The National Fenestration Rating Council (NFRC) and the glazing industry sparred again, metaphorically speaking, at the International Code Council (ICC) hearings, and NFRC was the winner. The hearings started February 18 in Palm Springs, Calif., and will go through March 1.

The proposed change before the group, EC4-07/08, was introduced by five industry personnel, including Margaret Webb of the Insulating Glass Manufacturers Alliance (IGMA) and Greg Carney of the Glass Association of North America (GANA). Their proposed changes began with section 102.1.3 on fenestration product ratings, where they wanted to see the text referencing specific group code and charts deleted and in its stead simply have the section reference individual subsections where the meat of the group code is addressed.

Subsequently, the group-of which Craig Conner with Building Quality, Julie Ruth of JRuth Code Consulting (representing the American Architectural Manufacturers Association [AAMA]) and Rand Baldwin for the Aluminum Extruders Council are also part—proposed the addition of these subsections:

102.1.3.1 Fenestration rating by NFRC [National Fenestration Rating Council] 100 and NFRC 200. Determination of U-Factors for fenestration products shall be in accordance with NFRC 100 by an accredited, independent laboratory, and the products shall be labeled and certified by the manufacturer. Determination of the [solar heat gain coefficient] SHGC of glazed fenestration products shall be in accordance with NFRC 200 by an accredited, independent laboratory, and the products shall be labeled and certified by the manufacturer.

102.1.3.2 Commercial fenestration alternative rating by AAMA 507. U-factors and SHGC for fenestration used in commercial buildings shall be determined in accordance with AAMA 507. The product performance shall be documented by a certificate of compliance, as described in AAMA 507, that is signed and submitted to the code official by the glazing contractor or registered design professional.
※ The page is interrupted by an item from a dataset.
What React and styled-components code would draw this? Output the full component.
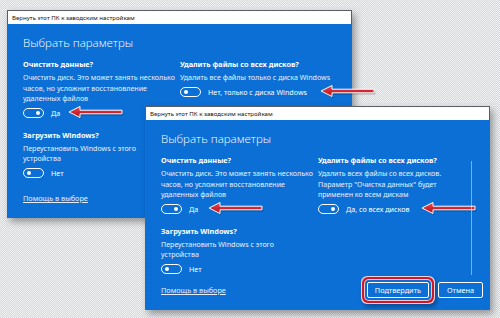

The product line testing and simulation, as described in AAMA 507, shall be conducted in accordance with NFRC 100 and NFRC 200 by an approved, accredited, independent laboratory.

102.1.3.3 Default values for fenestration rating. Products lacking a U-factor determined in accordance with Section 102.1.3.1 or 102.1.3.2 shall be assigned a default U-factor from Table 102.1.3(1) or 102.1.3(2). Products lacking an SHGC determined in accordance with Section 102.1.3.1 or 102.1.3.2 shall be assigned a default SHGC from Table 102.1.3(3).

They proposed the addition of curtainwall and storefront glazing to the definition of fenestration as used in Section 202's general definitions and would like to see the addition of an AAMA standard (507-07, "Standard Practice for Determining the Thermal Performance Characteristics of Fenestration Systems Installed in Commercial Buildings") to Chapter 6.

Connor provided the first written reason for the group's proposal: "The reason for this change is simple. Commercial windows should be rated for energy-efficiency. The industry needs a rating method that works with their bid and construction process. The time between bid and construction can be days or weeks. The NFRC website states, 'It will take on average approximately 100 days to obtain a Label Certificate.' The AAMA 507 procedure can be used to rate a window within a few days or less and produces the same rating."

Ruth added that "[this] proposal would permit the use of AAMA 507 to determine the U-factor and SHGC of glazed assemblies in commercial buildings We urge the committee to recognize this method in the IECC to provide architects and contractors an accurate way to determine the U-factors and SHGC of a proposed glazing system that fits within the fast track time frame of commercial construction."

The proposal was defeated by 10 to 4 after two modifications to it were approved. These modifications said that the proposal only applied to curtainwall and storefronts and that the glazing contractor could not supply the certificate of compliance; it could be done only by a design professional.